The community development unit spearheaded a fund-raising drive in support of a $3.5 million renovation of St. Josaphat's Basilica, one of about 50 of the banks depositors from the religious community, on Milwaukee's south side. The cathedral was built almost a century ago by Polish immigrants using stones from the Federal Building in Chicago, destroyed during the city's great fire.

Watching Rapid Loan Growth

Whether Mr. Murry's overdrive approach to community banking will raise M&M's profitability, as he expects it will, remains to be seen. Nowadays regulators are wary of annual loan growth exceeding 10%, much less 60%.

"We feel very confident about our loans because we work closely with our customers," says Mr. Kaminski. Strict underwriting standards assure that the loans are approved by an oversight board, he adds. "It's really like a partnership between the bank and the customer."
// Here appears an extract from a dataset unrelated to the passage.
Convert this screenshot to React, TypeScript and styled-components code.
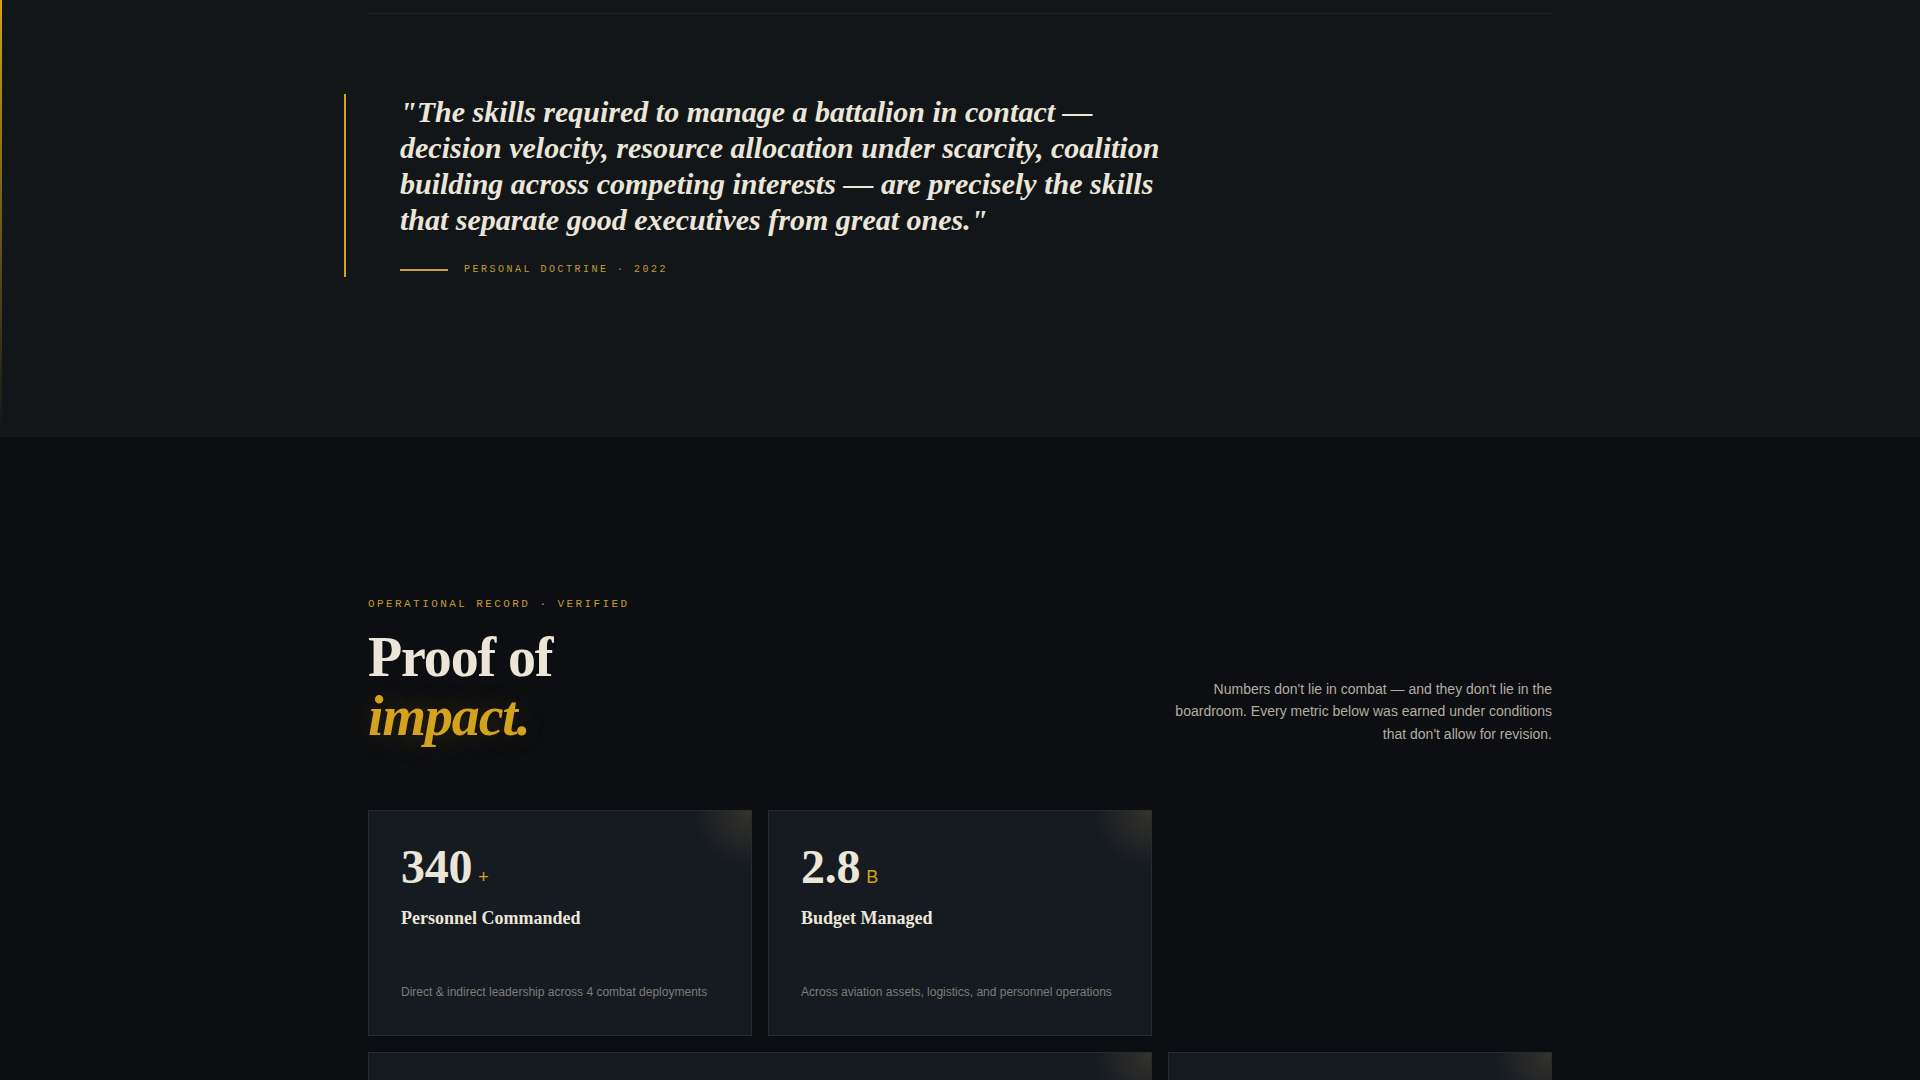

On the horizon, the company has an acquisition pending of Lincoln Savings Bank.

While the merger promises to double the holding' company's assets, it is unlikely to dampen M&M's community spirit: Lincoln Savings Bank was founded in 1910 by the Polish immigrant who nine years later established M&M's flagship Lincoln State Bank.

In the meantime, customers of M&M Bancorp aren't complaining about having a banker who winds his way through the smooth roadways of suburban industrial parks and the potholed alleyways of Milwaukee scouting for business. There aren't many bankers making house calls these days.

"I don't care what my banker drives as long as he does his job - I don't care if he arrives by bicycle," says one Lincoln State Bank client, the owner of a precision machine shop with $12 million in sales. "I just wish I had a truck like that!"